(GOAL) Separate out the lines that hold "React".
#### DATA BLOCK
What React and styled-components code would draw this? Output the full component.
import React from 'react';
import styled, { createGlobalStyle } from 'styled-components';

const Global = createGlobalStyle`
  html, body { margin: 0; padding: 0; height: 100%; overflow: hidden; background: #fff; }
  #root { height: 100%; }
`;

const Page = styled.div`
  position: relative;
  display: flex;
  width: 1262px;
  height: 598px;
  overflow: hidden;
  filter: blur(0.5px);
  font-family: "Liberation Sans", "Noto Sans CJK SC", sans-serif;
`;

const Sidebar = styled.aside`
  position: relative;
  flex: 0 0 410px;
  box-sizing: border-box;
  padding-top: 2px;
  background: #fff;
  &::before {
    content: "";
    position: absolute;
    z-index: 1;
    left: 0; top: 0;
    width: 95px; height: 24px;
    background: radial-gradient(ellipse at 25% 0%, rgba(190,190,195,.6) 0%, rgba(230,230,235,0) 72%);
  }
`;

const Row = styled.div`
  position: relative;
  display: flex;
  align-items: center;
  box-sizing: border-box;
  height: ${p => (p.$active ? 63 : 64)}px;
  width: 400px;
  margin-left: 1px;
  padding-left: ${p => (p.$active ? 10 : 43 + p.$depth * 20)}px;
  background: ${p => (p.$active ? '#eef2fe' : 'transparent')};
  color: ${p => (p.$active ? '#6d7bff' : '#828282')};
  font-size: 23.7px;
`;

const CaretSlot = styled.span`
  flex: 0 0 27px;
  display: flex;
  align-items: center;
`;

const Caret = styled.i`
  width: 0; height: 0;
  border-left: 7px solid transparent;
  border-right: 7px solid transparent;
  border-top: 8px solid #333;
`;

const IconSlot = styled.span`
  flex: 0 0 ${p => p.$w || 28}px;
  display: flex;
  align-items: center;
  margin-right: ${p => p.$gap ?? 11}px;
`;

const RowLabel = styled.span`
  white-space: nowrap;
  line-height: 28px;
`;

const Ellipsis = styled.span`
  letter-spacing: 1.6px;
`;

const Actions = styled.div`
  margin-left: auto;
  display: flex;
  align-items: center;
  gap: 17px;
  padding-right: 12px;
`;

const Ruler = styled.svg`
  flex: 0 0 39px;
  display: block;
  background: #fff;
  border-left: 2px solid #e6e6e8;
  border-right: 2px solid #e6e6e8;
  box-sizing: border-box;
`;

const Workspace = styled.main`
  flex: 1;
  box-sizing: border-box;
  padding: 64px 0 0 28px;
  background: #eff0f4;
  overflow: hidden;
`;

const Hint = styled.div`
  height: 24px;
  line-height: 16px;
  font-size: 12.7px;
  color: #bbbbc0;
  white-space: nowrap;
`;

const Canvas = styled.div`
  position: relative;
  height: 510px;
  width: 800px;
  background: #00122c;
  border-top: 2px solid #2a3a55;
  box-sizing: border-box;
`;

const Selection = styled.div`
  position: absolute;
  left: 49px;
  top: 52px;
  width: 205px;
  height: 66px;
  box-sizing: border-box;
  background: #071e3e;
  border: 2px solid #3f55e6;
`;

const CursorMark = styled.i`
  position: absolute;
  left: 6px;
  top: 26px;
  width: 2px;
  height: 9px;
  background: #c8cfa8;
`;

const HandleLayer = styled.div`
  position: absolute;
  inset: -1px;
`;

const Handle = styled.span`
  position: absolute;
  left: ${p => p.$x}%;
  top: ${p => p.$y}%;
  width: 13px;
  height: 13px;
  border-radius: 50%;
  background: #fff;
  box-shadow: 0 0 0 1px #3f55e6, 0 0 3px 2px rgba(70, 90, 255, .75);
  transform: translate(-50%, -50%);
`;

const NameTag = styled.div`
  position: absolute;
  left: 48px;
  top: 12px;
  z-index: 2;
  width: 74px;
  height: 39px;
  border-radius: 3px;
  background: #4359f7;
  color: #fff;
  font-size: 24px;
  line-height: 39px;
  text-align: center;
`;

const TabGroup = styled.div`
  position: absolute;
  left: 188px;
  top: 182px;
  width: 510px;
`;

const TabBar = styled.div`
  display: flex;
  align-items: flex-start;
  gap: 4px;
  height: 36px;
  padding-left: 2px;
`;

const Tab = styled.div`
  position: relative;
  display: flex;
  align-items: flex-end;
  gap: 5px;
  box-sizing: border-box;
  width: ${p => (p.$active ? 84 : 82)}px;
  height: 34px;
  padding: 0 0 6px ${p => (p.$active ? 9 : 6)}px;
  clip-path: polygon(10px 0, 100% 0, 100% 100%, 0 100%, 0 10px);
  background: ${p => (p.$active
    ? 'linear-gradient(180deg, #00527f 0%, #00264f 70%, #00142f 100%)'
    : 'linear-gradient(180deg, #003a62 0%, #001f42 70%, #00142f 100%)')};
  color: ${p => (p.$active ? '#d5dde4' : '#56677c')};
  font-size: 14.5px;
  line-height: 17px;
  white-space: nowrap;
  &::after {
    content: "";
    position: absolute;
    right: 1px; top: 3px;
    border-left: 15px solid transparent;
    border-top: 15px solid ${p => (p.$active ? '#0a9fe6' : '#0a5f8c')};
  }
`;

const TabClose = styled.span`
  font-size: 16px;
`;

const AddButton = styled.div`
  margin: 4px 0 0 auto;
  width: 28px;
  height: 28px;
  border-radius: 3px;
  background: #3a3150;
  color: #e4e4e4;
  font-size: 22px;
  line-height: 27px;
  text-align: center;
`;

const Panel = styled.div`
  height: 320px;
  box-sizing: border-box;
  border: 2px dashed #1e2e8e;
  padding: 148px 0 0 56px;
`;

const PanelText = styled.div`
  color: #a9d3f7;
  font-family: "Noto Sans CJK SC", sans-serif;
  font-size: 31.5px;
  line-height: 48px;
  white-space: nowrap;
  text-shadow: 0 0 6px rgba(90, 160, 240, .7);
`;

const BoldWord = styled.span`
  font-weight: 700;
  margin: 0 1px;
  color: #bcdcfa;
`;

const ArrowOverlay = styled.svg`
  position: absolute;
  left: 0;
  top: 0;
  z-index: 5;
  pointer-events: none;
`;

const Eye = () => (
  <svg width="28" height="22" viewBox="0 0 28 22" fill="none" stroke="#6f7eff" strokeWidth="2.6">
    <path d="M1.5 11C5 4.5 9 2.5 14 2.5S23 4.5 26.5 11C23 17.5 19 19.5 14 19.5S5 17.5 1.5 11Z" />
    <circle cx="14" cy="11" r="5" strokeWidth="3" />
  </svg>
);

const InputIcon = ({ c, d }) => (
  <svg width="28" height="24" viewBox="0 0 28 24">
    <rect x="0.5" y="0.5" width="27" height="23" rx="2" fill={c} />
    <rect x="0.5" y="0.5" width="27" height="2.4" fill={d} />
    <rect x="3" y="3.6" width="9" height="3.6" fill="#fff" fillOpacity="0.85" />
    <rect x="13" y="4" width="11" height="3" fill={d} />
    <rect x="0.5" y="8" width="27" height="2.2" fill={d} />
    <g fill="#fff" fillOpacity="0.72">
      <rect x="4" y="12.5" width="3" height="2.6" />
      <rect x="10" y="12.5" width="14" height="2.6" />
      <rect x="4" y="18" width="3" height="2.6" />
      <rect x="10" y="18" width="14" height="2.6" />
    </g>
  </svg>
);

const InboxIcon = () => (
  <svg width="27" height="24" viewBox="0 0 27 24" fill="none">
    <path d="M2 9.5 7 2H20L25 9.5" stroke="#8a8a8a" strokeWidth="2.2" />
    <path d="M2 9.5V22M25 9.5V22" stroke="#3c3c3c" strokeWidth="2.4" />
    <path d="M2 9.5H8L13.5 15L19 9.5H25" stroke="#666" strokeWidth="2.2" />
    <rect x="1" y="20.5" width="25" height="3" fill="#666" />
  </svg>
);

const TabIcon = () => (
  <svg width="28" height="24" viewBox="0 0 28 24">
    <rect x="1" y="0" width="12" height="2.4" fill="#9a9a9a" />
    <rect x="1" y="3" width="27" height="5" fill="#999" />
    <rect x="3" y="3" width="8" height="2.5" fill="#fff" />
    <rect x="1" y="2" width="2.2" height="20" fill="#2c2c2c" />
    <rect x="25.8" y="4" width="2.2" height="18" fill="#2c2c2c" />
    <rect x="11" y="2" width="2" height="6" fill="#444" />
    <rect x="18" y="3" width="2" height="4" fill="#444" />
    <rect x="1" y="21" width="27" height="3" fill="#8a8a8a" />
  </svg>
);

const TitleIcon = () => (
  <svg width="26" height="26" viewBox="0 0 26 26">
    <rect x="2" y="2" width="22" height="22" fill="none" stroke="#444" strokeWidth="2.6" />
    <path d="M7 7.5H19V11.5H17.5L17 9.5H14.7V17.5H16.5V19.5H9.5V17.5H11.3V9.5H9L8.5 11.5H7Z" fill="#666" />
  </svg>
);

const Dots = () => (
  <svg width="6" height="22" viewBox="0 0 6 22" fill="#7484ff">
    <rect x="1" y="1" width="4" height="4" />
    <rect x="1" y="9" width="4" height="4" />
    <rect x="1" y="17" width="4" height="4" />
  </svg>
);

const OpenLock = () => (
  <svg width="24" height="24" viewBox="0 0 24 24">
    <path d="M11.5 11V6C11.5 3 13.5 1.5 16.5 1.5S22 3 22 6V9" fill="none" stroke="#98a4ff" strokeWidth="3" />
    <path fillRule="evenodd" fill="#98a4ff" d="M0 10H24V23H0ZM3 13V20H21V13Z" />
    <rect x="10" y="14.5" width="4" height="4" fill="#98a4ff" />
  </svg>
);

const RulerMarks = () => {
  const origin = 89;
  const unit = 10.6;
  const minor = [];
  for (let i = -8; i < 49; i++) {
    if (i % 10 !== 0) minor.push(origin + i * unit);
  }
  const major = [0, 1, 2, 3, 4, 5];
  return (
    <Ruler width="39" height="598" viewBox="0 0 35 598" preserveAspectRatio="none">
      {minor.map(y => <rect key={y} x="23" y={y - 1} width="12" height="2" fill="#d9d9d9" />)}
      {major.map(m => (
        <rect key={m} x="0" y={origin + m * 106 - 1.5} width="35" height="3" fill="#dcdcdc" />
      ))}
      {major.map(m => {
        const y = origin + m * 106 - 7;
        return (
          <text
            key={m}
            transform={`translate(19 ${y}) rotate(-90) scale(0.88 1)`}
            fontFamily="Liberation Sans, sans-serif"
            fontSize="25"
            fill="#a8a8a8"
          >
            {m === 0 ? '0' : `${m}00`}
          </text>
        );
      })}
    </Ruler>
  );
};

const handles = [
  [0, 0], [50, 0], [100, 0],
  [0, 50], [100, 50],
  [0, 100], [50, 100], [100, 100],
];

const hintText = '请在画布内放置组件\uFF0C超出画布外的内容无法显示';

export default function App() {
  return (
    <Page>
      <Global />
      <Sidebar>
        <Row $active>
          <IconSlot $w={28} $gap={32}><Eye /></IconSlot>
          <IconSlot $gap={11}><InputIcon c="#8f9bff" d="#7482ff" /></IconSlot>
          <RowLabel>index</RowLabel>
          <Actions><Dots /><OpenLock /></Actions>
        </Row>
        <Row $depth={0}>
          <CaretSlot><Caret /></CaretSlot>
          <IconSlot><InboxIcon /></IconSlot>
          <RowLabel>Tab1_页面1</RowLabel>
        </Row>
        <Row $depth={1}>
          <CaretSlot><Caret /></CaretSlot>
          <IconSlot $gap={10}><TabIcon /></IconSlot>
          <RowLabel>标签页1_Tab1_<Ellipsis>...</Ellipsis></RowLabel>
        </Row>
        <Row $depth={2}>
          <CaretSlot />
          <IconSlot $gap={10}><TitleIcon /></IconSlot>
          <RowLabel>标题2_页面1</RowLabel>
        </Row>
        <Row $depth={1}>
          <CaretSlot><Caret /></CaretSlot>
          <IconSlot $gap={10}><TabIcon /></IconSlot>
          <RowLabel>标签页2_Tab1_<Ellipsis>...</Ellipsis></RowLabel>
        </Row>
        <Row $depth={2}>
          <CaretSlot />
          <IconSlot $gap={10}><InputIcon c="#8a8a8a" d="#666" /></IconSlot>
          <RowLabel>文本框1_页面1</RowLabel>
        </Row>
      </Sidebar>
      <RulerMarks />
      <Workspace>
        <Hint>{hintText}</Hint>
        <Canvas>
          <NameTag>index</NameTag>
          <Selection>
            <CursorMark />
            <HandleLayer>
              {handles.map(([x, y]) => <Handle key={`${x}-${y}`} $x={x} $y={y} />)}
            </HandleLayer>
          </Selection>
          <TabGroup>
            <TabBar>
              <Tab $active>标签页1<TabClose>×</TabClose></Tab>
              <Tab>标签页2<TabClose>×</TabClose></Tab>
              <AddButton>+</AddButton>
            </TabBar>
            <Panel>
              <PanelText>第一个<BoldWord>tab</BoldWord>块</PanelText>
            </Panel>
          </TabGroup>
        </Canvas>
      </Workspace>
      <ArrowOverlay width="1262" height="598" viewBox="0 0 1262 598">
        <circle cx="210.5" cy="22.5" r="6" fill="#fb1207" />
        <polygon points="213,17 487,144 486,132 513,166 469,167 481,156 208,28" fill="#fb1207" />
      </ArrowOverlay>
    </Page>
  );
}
########
(SOLUTION FOR THIS TASK)
What React and styled-components code would draw this? Output the full component.
import React from 'react';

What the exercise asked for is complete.